With this aim in mind, Hagopian helped organize the Garfield teachers’ 2013 boycott of the MAP standardized test. The boycott eventually included seven other SPS schools.
More recently, Hagopian and SEE organized Black Lives Matter at School. They planned this day of solidarity last fall after threats of violence resulted in the cancellation of an event at John Muir Elementary School designed to dispel stereotypes about black men. In response, SEE planned Black Lives Matter — a day when teachers wore “Black Lives Matter” shirts and taught lessons on institutional racism.
SEE expected a few dozen teachers throughout the district to participate. Instead, thousands of teachers were joined by staff and students in “Black Lives Matter” shirts. Schools throughout the district hosted rallies, while teachers shared lessons on institutional racism.
“Families flocked to schools, setting up tables with materials talking about race,” Hagopian says. “They raised issues like the suspension-rates disparity in the district, and called for ethnic studies in the curriculum.” Black Lives Matter at School received national attention and inspired similar events in other cities, including Philadelphia and New York.
Also, last year, Hagopian established the Black Education Matters Student Activist Award using money he received in a settlement with the City of Seattle (a police officer was caught on video pepper-spraying Hagopian at a Martin Luther King, Jr. Day event in 2015). To date, he’s awarded three $1,000 prizes to student activists, with applications currently open for this spring’s award.
Hagopian’s ultimate goal, he says, is to motivate students to make change: “We need to strengthen public schools to really empower all our students to use their education not just for personal gain, but to transform their communities.”
What did you want to be when you grew up?
A baseball player. Teacher might have been at the very bottom of the list.
What’s the most misunderstood part of your job?
I think the immense challenge of creating a room that respects and empowers all students with abilities beyond what can be tested. Most of what I do isn’t about a score on an exam — it’s teaching them to be more kind and collaborative, and to solve problems together.
What book saved you or changed your life?
Several. Malcolm X’s autobiography, Savage Inequalities by Jonathan Kozol, and Angela Davis’ autobiography were crucial. Those three books, when I read them in college, made me want to pursue the path I’m on.
If you could have one superhero power, what would it be and why?
When I was a kid, I thought controlling time — to be able to go back and solve problems before they started. Today, I want the power to help kids solve problems in the classroom.
On a rainy Pacific Northwest morning, what gets you motivated and out of bed?

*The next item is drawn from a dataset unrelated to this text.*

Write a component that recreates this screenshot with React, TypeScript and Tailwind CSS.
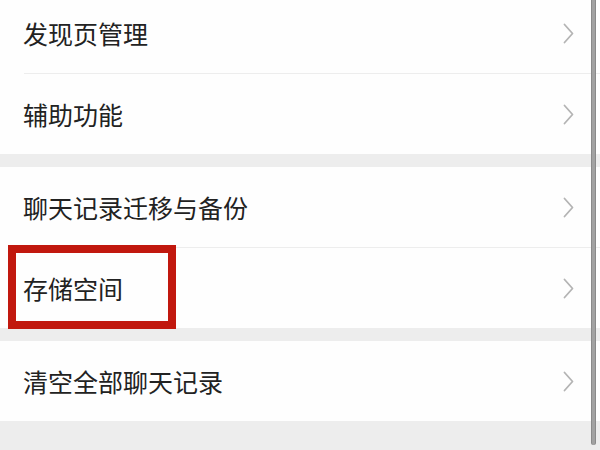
import React from 'react'

const font = { fontFamily: '"Noto Sans CJK SC", "Noto Sans", sans-serif' }

function Chevron() {
  return (
    <svg width="11" height="21" viewBox="0 0 11 21" fill="none" className="shrink-0">
      <path d="M1.5 1.5 L9.5 10.5 L1.5 19.5" stroke="#b4b4b4" strokeWidth="1.8" strokeLinecap="round" strokeLinejoin="round" />
    </svg>
  )
}

function Row({ label, divider, children }: { label: string; divider?: boolean; children?: React.ReactNode }) {
  return (
    <div className="relative bg-[#fefefe]">
      <div className="flex h-[80px] items-center justify-between pl-[23px] pr-[26px]">
        <span className="text-[25px] leading-none text-[#222222]">{label}</span>
        <Chevron />
      </div>
      {divider && <div className="ml-[24px] h-px bg-[#ededed]" />}
      {children}
    </div>
  )
}

export default function App() {
  return (
    <div className="relative h-[450px] w-[600px] overflow-hidden bg-[#ededed]" style={font}>
      <div className="-mt-[7px] flex flex-col">
        <Row label="发现页管理" divider />
        <Row label="辅助功能" />
        <div className="h-[13px]" />
        <Row label="聊天记录迁移与备份" divider />
        <Row label="存储空间">
          <div className="absolute left-[8px] top-[-3px] h-[84px] w-[168px] border-[8px] border-[#c1180e]" />
        </Row>
        <div className="h-[13px]" />
        <Row label="清空全部聊天记录" />
      </div>
      <div className="absolute left-[591px] top-0 z-10 h-[445px] w-[5px] rounded-b-[3px] border-x border-[#8a8a8a] bg-[#a2a2a2]" />
    </div>
  )
}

My kids [Hagopian has two sons, ages 8 and 4] are the biggest motivator, whether literally — jumping on me, demanding I get up — or just their immense smiles. They make me want to get up and see what they’ll do.
If you could dine with anyone, alive or dead, who would that be and why?
I’m very inspired by Angela Davis. I’ve been following her work for so long on reforming the
justice system. I’d love to get a chance to meet her.
Someone I’m really intrigued with is Emmett Till’s mom, Mamie Till. [Emmett] was lynched in the South [in 1955]. His mom was a Chicago public school teacher. Her decision to show the world what they did helped catalyze the civil rights movement. She was also an activist for education and teachers’ rights. She fought unfair standardized tests that were used to keep black teachers from getting full-time employment status. She helped transform the world.
As a musician, I would love to get to meet Billie Holiday. She transformed music with her approach to rhythm, but she also used her platform to speak out on social issues. She used “Strange Fruit” to launch her solo career against all advice, and it emboldened so many others.